In the Foster matter, Starr chiefly is looking into possible obstruction of justice in the White House’s removal of files from his office after his suicide. Mrs. Clinton, a close friend of Foster’s, has denied ordering the seizure of his files.
Starr in recent weeks has issued subpoenas and called a number of witnesses before a grand jury in Little Rock as his office has examined various employment engagements obtained by Hubbell between the time of his announced resignation on March 14, 1994, and his plea of guilty, on Dec. 6, 1994, to charges of fraud and income tax evasion.
Meanwhile, the information disclosed Friday regarding Hubbell’s 14 scheduled visits to the White House show that there was far more contact between him and the Clintons than previously known. In recent weeks, the White House had acknowledged that Clinton hosted Hubbell at the Camp David, Md., retreat over the July 4, 1994, weekend and that Mrs. Clinton called Hubbell at Thanksgiving in 1994 to urge him to fight the charges that loomed against him.
But according to the information released Friday, Hubbell also came to the White House on July 20, 1994, on the one-year anniversary of Foster’s suicide.
“On July 20th, the first lady recalls that she and Mr. Hubbell spoke of Mr. Foster. Mr. Hubbell also indicated at the time that he had done nothing wrong regarding his billings at the law firm,” said Lanny J. Davis, White House special counsel.

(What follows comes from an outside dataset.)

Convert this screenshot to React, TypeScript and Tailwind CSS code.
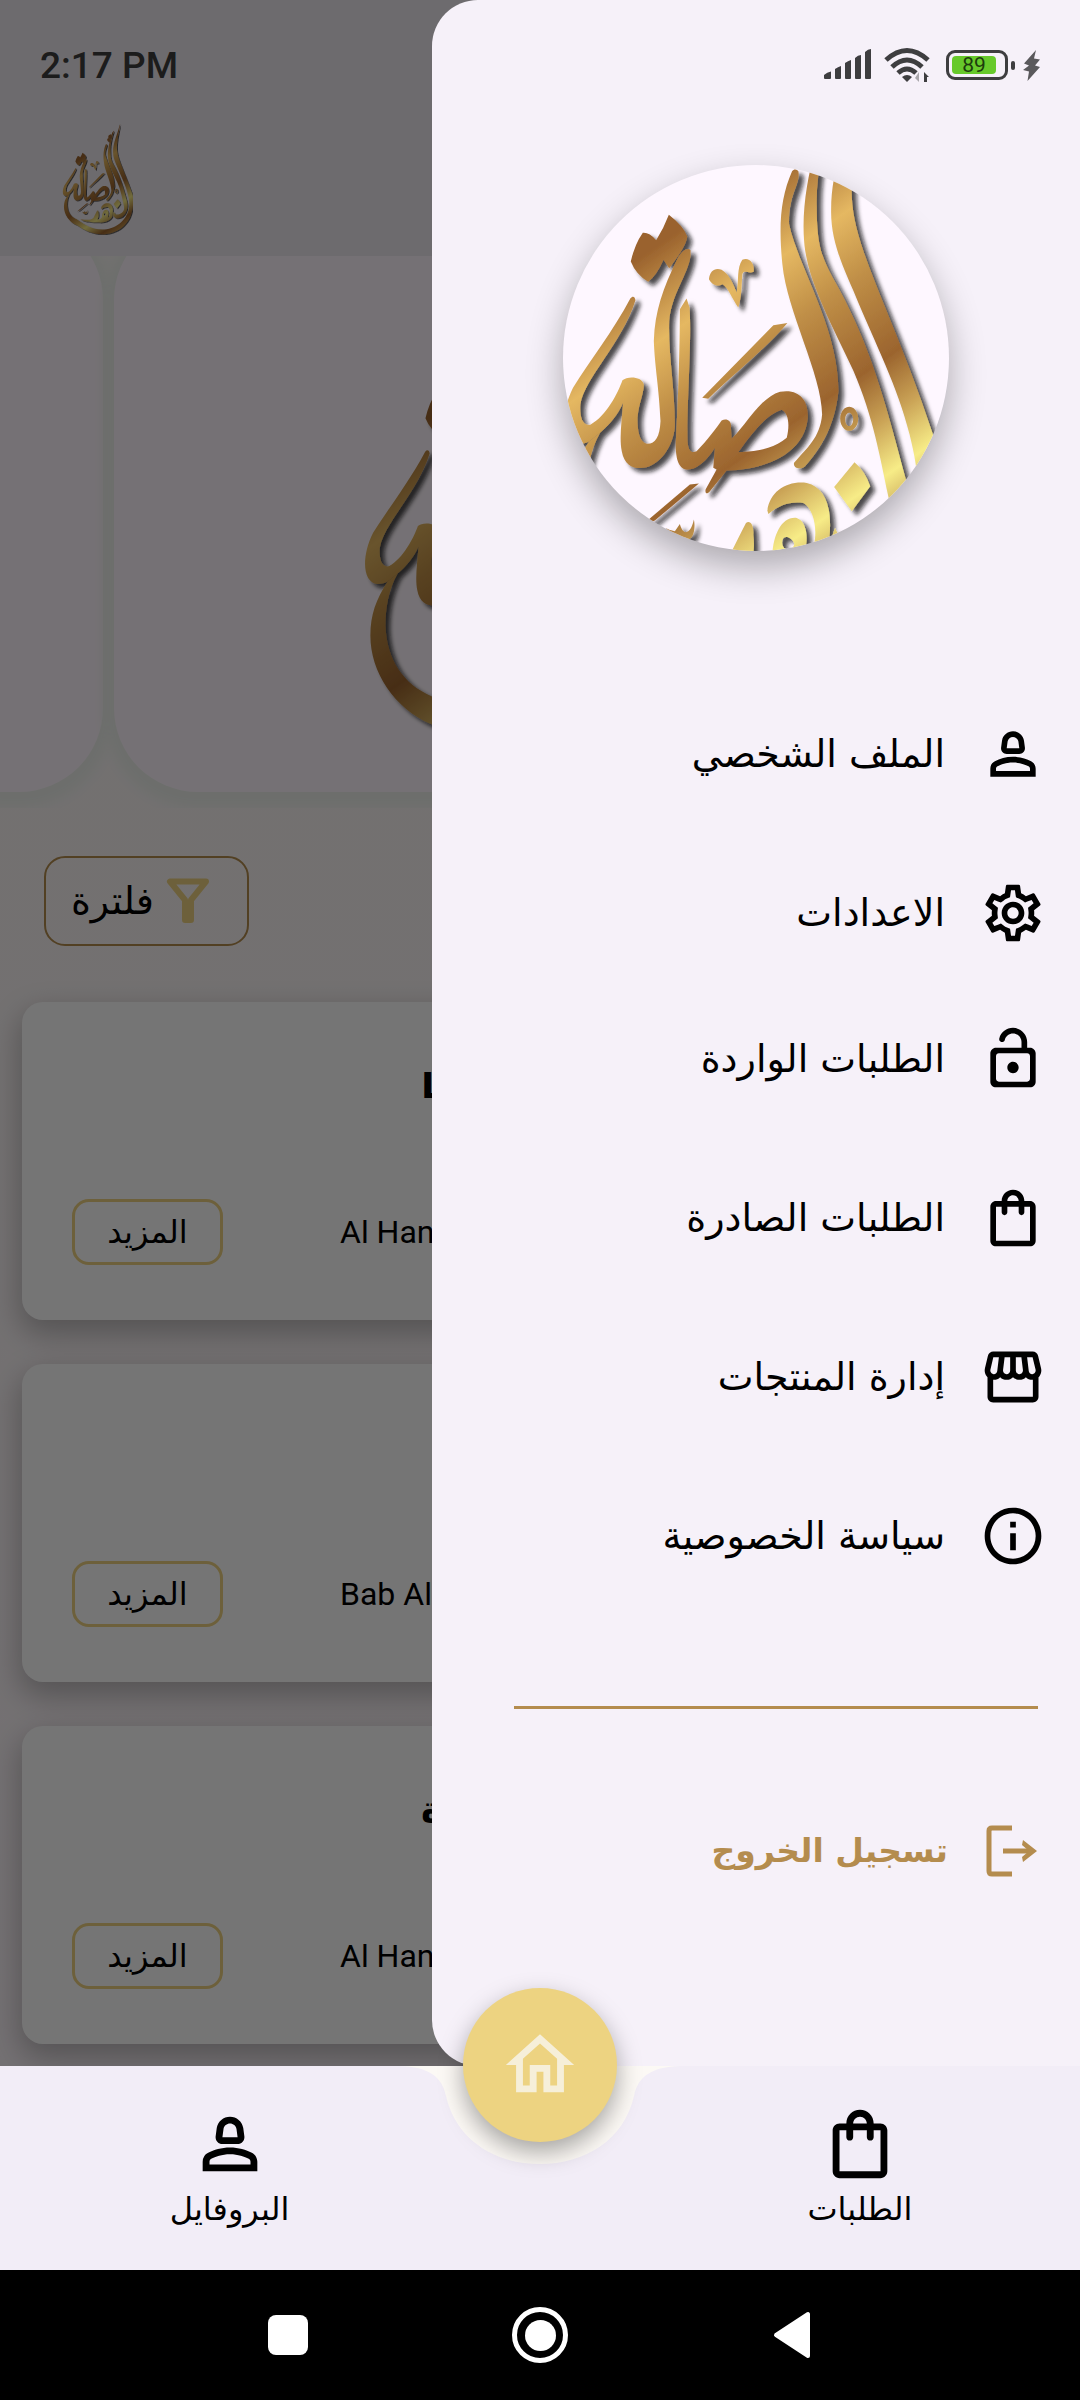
import { useId, type ReactNode } from "react";
import {
  MdInfoOutline,
  MdOutlinePerson2,
  MdOutlineSettings,
  MdOutlineShoppingBag,
  MdOutlineStorefront,
} from "react-icons/md";

const arabic = "font-['DejaVu_Sans',sans-serif]";

/* Calligraphic brand mark; the view box decides which part of it is shown. */
function Logo({ viewBox, className }: { viewBox: string; className: string }) {
  const id = useId().replace(/[^a-zA-Z0-9]/g, "");
  return (
    <svg viewBox={viewBox} className={className} role="img" aria-label="الشعار">
      <defs>
        <linearGradient id={`g${id}`} gradientUnits="userSpaceOnUse" x1="228" y1="329" x2="1053" y2="1521">
          <stop offset="0.04" stopColor="#9a622d" />
          <stop offset="0.205" stopColor="#e5b862" />
          <stop offset="0.33" stopColor="#c08f47" />
          <stop offset="0.5" stopColor="#9b642e" />
          <stop offset="0.6" stopColor="#c9a155" />
          <stop offset="0.7" stopColor="#f7ec87" />
          <stop offset="0.85" stopColor="#9b642e" />
          <stop offset="1" stopColor="#e5b862" />
        </linearGradient>
        <filter id={`s${id}`} x="-10%" y="-10%" width="125%" height="125%">
          <feDropShadow dx="15" dy="13" stdDeviation="7" floodColor="#10130f" floodOpacity="0.75" />
        </filter>
      </defs>
      <g fill={`url(#g${id})`} fillRule="evenodd" filter={`url(#s${id})`}>
        <path d="M986 -240C975 -130 928 20 935 170C942 330 1060 520 1178 880C1205 960 1195 1060 1180 1120C1140 1370 930 1518 700 1518C520 1518 400 1440 293 1373C170 1320 91 1200 91 1080C91 1010 110 960 148 901L181 875C150 930 141 990 141 1048C145 1160 200 1240 293 1280C420 1370 540 1440 700 1445C900 1440 1090 1310 1125 1100C1140 1040 1130 970 1108 880C1070 730 1010 620 940 450C900 360 872 290 873 210C872 60 940 -60 970 -190Z" />
        <path d="M890 -130C860 -40 826 90 830 200C830 330 850 360 900 450C990 620 1030 760 1097 1015C1120 1130 1060 1260 950 1265C880 1262 860 1215 885 1160C900 1200 930 1215 970 1200C1040 1170 1060 1130 1043 1060C1020 950 1000 830 940 690C880 560 800 420 792 300C780 140 840 -20 860 -100Z" />
        <path d="M775 92C782 130 745 160 747 250C775 380 895 560 895 750C885 850 845 920 795 975C780 988 758 980 762 965C800 920 840 890 846 820C845 700 740 510 727 370C715 250 722 170 756 92C762 84 770 86 775 92Z" />
        <path d="M830 -70C860 -90 845 -20 815 0C835 30 810 60 790 40C770 20 780 -10 800 -10C790 -40 800 -65 830 -70Z" />
        <path d="M387 222Q430 255 442 287Q440 315 388 382L371 357Q350 405 325 423Q288 400 273 362Q285 310 309 276Q328 274 349 298Q372 262 387 222Z" />
        <path d="M452 328C445 320 428 326 412 355C370 440 345 510 342 600C345 680 358 740 362 840C360 890 345 910 320 908C298 900 293 870 293 830C298 780 312 760 312 730C305 705 262 705 248 718C235 755 200 825 152 851C125 855 120 820 122 790C135 710 245 610 287 478C285 465 278 465 272 472C220 570 150 660 100 740C60 820 65 905 115 909C130 909 140 905 148 901L181 875C210 850 235 820 250 785C246 840 238 890 246 930C255 980 290 985 320 978C370 965 405 900 405 850C405 740 385 640 388 540C395 460 445 400 452 345Z" />
        <path d="M440 473L449 500C456 600 440 800 443 900C445 930 455 937 470 930C500 900 530 860 545 838C560 830 576 838 573 860L575 893C620 850 660 770 720 752C780 742 805 780 803 830C795 930 690 985 560 988L510 1050C500 1062 495 1055 497 1045L530 985L520 980L525 920C500 960 470 985 445 985C415 985 406 950 408 900C415 780 420 620 420 505ZM595 933C640 870 680 820 725 806C745 815 750 850 740 890C700 925 650 930 595 933Z" />
        <path d="M487 770L700 553L742 546C680 620 580 700 505 773Z" />
        <path d="M507 415C510 390 525 380 545 387C568 400 580 430 590 455C597 420 590 380 607 357C625 347 645 365 641 393C625 400 612 385 607 400C605 430 605 470 595 500C580 480 565 440 548 430C530 440 515 430 507 415Z" />
        <path d="M927 797a27 36 0 1 0 .1 0ZM927 815a12 20 0 1 1 -.1 0Z" />
        <path d="M943 963Q975 990 990 1035L935 1110L882 1037Z" />
        <path d="M300 1157L450 1030L477 1027L345 1138Z" />
        <path d="M378 1160L388 1165L405 1170L420 1148C430 1185 452 1180 462 1135C468 1165 460 1200 435 1197C410 1200 395 1180 378 1160Z" />
        <path d="M682 1108C690 1050 740 1018 800 1025C865 1040 882 1120 862 1230C840 1300 740 1340 640 1330C520 1325 440 1330 350 1280C440 1290 520 1300 560 1260C580 1220 600 1180 618 1145C630 1135 642 1150 640 1180C645 1220 640 1260 620 1285C660 1290 690 1270 697 1240C700 1180 725 1125 770 1130C800 1140 805 1190 795 1225L790 1260C840 1230 835 1110 790 1085C750 1080 720 1090 685 1118ZM730 1190C740 1182 755 1190 762 1205C765 1222 745 1225 735 1222C725 1215 724 1200 730 1190Z" />
      </g>
    </svg>
  );
}

function LockOpenIcon({ className }: { className?: string }) {
  return (
    <svg viewBox="0 0 24 24" fill="currentColor" className={className} aria-hidden="true">
      <path d="M12 13c-1.100 0-2 .9-2 2s.9 2 2 2 2-.9 2-2-.9-2-2-2zm6-5h-1V6c0-2.760-2.240-5-5-5-2.280 0-4.270 1.540-4.840 3.750-.14.54.18 1.080.72 1.220.53.14 1.080-.18 1.220-.72C9.440 3.930 10.630 3 12 3c1.650 0 3 1.350 3 3v2H6c-1.100 0-2 .9-2 2v10c0 1.100.9 2 2 2h12c1.100 0 2-.9 2-2V10c0-1.100-.9-2-2-2zm0 11c0 .55-.45 1-1 1H7c-.55 0-1-.45-1-1v-8c0-.55.45-1 1-1h10c.55 0 1 .45 1 1v8z" />
    </svg>
  );
}

function StatusIcons() {
  return (
    <div className="flex h-[130px] items-center justify-end pr-10 text-[#3e3e40]">
      <svg viewBox="0 0 48 32" fill="currentColor" className="h-8 w-12" aria-label="الإشارة">
        <path d="M0 26q3-3 7-3.500V29q0 1-1 1H1q-1 0-1-1zM11 20q3-2 6-3v12q0 1-1 1h-4q-1 0-1-1zM21 14q3-2 6-3v18q0 1-1 1h-4q-1 0-1-1zM31 9q3-3 6-3v23q0 1-1 1h-4q-1 0-1-1zM41 3q3-3 6-3v29q0 1-1 1h-4q-1 0-1-1z" />
      </svg>
      <svg viewBox="0 0 46 36" fill="none" stroke="currentColor" strokeWidth="5" className="ml-3 h-9 w-[46px]" aria-label="واي فاي">
        <path d="M2 13Q23-6 44 13M8 20Q23 6 38 20M14 26Q23 18 32 26" />
        <path d="M18 30Q23 26 28 30L23 35Z" fill="currentColor" stroke="none" />
        <path d="M35 25v10l-4-4z" fill="#a9a7ab" stroke="none" />
        <path d="M40 35V25l5 5h-2v5z" fill="currentColor" stroke="none" />
      </svg>
      <div className="ml-4 flex h-[30px] w-[62px] items-center rounded-[9px] border-[3px] border-[#3e3e40] p-[3px]">
        <span className="flex h-[18px] w-11 items-center justify-center rounded-sm bg-[#67c92b] font-[Roboto,sans-serif] text-[21px] leading-none text-[#1d3b0d]">
          89
        </span>
      </div>
      <span className="ml-[3px] h-[9px] w-1 rounded-full bg-[#3e3e40]" />
      <svg viewBox="0 0 17 31" fill="#5a595c" className="ml-2 h-[31px] w-[17px]" aria-label="شحن">
        <path d="M13 0L1 13.500l5 2L0 20l6 1.500L4.500 31L17 17l-5-1.500L17 9.500l-6-1z" />
      </svg>
    </div>
  );
}

type MenuItem = { label: string; icon: ReactNode; className: string };

const menu: MenuItem[] = [
  { label: "الملف الشخصي", icon: <MdOutlinePerson2 className="size-[68px]" />, className: "" },
  { label: "الاعدادات", icon: <MdOutlineSettings className="size-[68px]" />, className: "mt-[13px]" },
  { label: "الطلبات الواردة", icon: <LockOpenIcon className="size-[68px]" />, className: "" },
  { label: "الطلبات الصادرة", icon: <MdOutlineShoppingBag className="size-[68px]" />, className: "mt-[13px]" },
  { label: "إدارة المنتجات", icon: <MdOutlineStorefront className="size-[68px]" />, className: "mt-[13px]" },
  { label: "سياسة الخصوصية", icon: <MdInfoOutline className="size-[68px]" />, className: "mt-[13px]" },
];

const cards = [
  { title: "L", place: "Al Han" },
  { title: "", place: "Bab Al" },
  { title: "ة", place: "Al Han" },
];

function Card({ title, place }: { title: string; place: string }) {
  return (
    <article className="flex h-[318px] flex-col rounded-[21px] bg-white pr-6 pl-[50px] shadow-[0_12px_30px_2px_rgba(0,0,0,0.26)]">
      <h2 className={`mt-[54px] h-[60px] pl-[349px] text-[36px] leading-[60px] font-bold text-black ${arabic}`}>{title}</h2>
      <div className="mt-[83px] flex items-center gap-[117px]">
        <button
          type="button"
          className={`h-[66px] w-[151px] rounded-[17px] border-[3px] border-[#eed280] text-[32px] leading-none text-black ${arabic}`}
        >
          المزيد
        </button>
        <p className="font-[Roboto,sans-serif] text-[32px] leading-10 text-black">{place}</p>
      </div>
    </article>
  );
}

function Tab({ label, children }: { label: string; children: ReactNode }) {
  return (
    <a href="#" className="flex flex-col items-center pt-[37px] text-black">
      {children}
      <span className={`text-[32px] leading-12 ${arabic}`}>{label}</span>
    </a>
  );
}

export default function App() {
  return (
    <div className="flex min-h-screen flex-col bg-black">
      <div className="relative grow overflow-hidden">
        <div className="bg-linear-to-b from-[#f9f6f2] to-[#fcf5fa] pb-[22px]">
          <header className="relative z-10 bg-[#eee9ef] px-10 pt-11 pb-[21px]">
            <p className="font-[Roboto,sans-serif] text-[37px] leading-11 font-medium text-[#3d3d3d]">2:17 PM</p>
            <Logo viewBox="60 -250 1130 1780" className="mt-[35px] ml-[22px] h-[112px] w-[71px]" />
          </header>

          <section className="h-[552px] overflow-hidden" aria-label="العروض">
            <div className="-mt-10 flex h-[576px] gap-[11px]">
              <div className="w-[103px] rounded-r-[84px] bg-[#fff7fe] shadow-[0_6px_12px_10px_#edf0ec]" />
              <div className="flex grow justify-center rounded-[84px] bg-[#fff7fe] pt-[17px] shadow-[0_6px_12px_10px_#edf0ec]">
                <Logo viewBox="60 -250 1130 1780" className="h-[539px] w-[342px]" />
              </div>
              <div className="w-[119px] rounded-l-[84px] bg-[#fff7fe]" />
            </div>
          </section>

          <button
            type="button"
            dir="rtl"
            className="mt-12 ml-11 flex h-[90px] w-[205px] items-center gap-3 rounded-[21px] border-2 border-[#b48c4e] pr-[37px]"
          >
            <svg viewBox="0 0 44 46" className="h-[46px] w-11" aria-hidden="true">
              <path d="M4 3.500H40L25 22V42H19V22Z" fill="none" stroke="#eed280" strokeWidth="6" strokeLinejoin="round" />
              <path d="M17 24h10v20H17z" fill="#eed280" />
            </svg>
            <span className={`text-[38px] leading-none text-black ${arabic}`}>فلترة</span>
          </button>

          <div className="mt-14 flex flex-col gap-11 px-[22px]">
            {cards.map((card, i) => (
              <Card key={i} {...card} />
            ))}
          </div>
        </div>

        <div className="absolute inset-0 z-20 bg-black/54" />

        <aside dir="rtl" className="absolute inset-y-0 right-0 z-30 w-3/5 rounded-l-[46px] bg-[#f6f1f9]">
          <div dir="ltr">
            <StatusIcons />
          </div>
          <div className="mx-auto mt-[35px] size-[386px] overflow-hidden rounded-full bg-[#fef7ff] shadow-[0_16px_36px_rgba(0,0,0,0.3)]">
            <Logo viewBox="70 73 1156 1156" className="size-full" />
          </div>
          <nav className="mt-[130px]" aria-label="القائمة">
            <ul>
              {menu.map((item) => (
                <li key={item.label} className={item.className}>
                  <a href="#" className="flex h-[146px] items-center gap-[34px] pr-[33px] text-black">
                    {item.icon}
                    <span className={`text-[38px] leading-[60px] ${arabic}`}>{item.label}</span>
                  </a>
                </li>
              ))}
            </ul>
          </nav>
          <hr className="mt-[97px] mr-[42px] ml-[82px] border-t-[3px] border-[#b48c4e]" />
          <button type="button" className="mt-[102px] flex h-20 items-center gap-[38px] pr-[42px] text-[#b48c4e]">
            <svg viewBox="0 0 52 52" fill="none" stroke="currentColor" strokeWidth="5" className="size-[52px]" aria-hidden="true">
              <path d="M26 3H6Q3 3 3 6V46Q3 49 6 49H26M17 26H46" />
              <path d="M37 15L51 26L37 37L36 32L43 26L36 20Z" fill="currentColor" stroke="none" />
            </svg>
            <span className={`text-[33px] leading-[60px] font-bold ${arabic}`}>تسجيل الخروج</span>
          </button>
        </aside>
      </div>

      <nav className="relative z-40 grid h-[204px] grid-cols-[459fr_181fr_440fr] bg-[#f2edf7]" aria-label="التنقل">
        <Tab label="البروفايل">
          <MdOutlinePerson2 className="size-[82px]" />
        </Tab>
        <div />
        <Tab label="الطلبات">
          <MdOutlineShoppingBag className="size-[82px]" />
        </Tab>
        <svg viewBox="0 0 280 100" className="absolute top-0 left-1/2 h-[100px] w-[280px] -translate-x-1/2" aria-hidden="true">
          <path d="M0 0C28 1 42 10 46 30C56 74 95 98 140 98S224 74 234 30C238 10 252 1 280 0Z" fill="#fcf9f5" />
        </svg>
        <button
          type="button"
          aria-label="الرئيسية"
          className="absolute -top-[78px] left-1/2 flex size-[154px] -translate-x-1/2 items-center justify-center rounded-full bg-[#edd381] text-[#f6efd9] shadow-[0_10px_24px_rgba(0,0,0,0.34)]"
        >
          <svg viewBox="0 0 24 24" fill="currentColor" className="size-[82px]" aria-hidden="true">
            <path d="M12 5.690l5 4.500V18h-2v-6H9v6H7v-7.810l5-4.500M12 3L2 12h3v8h6v-6h2v6h6v-8h3L12 3z" />
          </svg>
        </button>
      </nav>

      <div className="mx-auto grid h-[130px] w-[70%] grid-cols-3 place-items-center">
        <button type="button" aria-label="التطبيقات الأخيرة" className="size-10 rounded-lg bg-white" />
        <button type="button" aria-label="الشاشة الرئيسية" className="flex size-14 items-center justify-center rounded-full border-[5px] border-white">
          <span className="size-[31px] rounded-full bg-white" />
        </button>
        <button type="button" aria-label="رجوع">
          <svg viewBox="0 0 38 48" className="h-12 w-[38px]" aria-hidden="true">
            <path d="M3 24L35 3V45Z" fill="white" stroke="white" strokeWidth="4" strokeLinejoin="round" />
          </svg>
        </button>
      </div>
    </div>
  );
}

The White House has asserted that the Clintons and other officials did not sever ties with Hubbell because they did not realize at the time that he had become the focus of a criminal investigation and believed that his troubles involved only a private dispute with his former law partners.
On March 18, 1994, four days after he announced that he would resign, Hubbell was invited for dinner and to view a movie, along with about 60 other guests. Hubbell made four other visits that year at which he and other guests were in the company of the president or Mrs. Clinton.
The information provided Friday also shows that Hubbell was scheduled to meet on July 19, 1994, at the White House with Mickey Kantor, then Clinton’s chief trade representative. Kantor has acknowledged that he sought to help Hubbell and his family in 1994, including soliciting contributions to a trust fund established for Hubbell’s children.
Hubbell’s guilty plea related to his having bilked former clients and partners of the Rose Law Firm in Little Rock. It was also at Rose that Hubbell and Mrs. Clinton performed legal work that involved the now-failed Madison Guaranty Savings & Loan, whose collapse has cost taxpayers more than $50 million.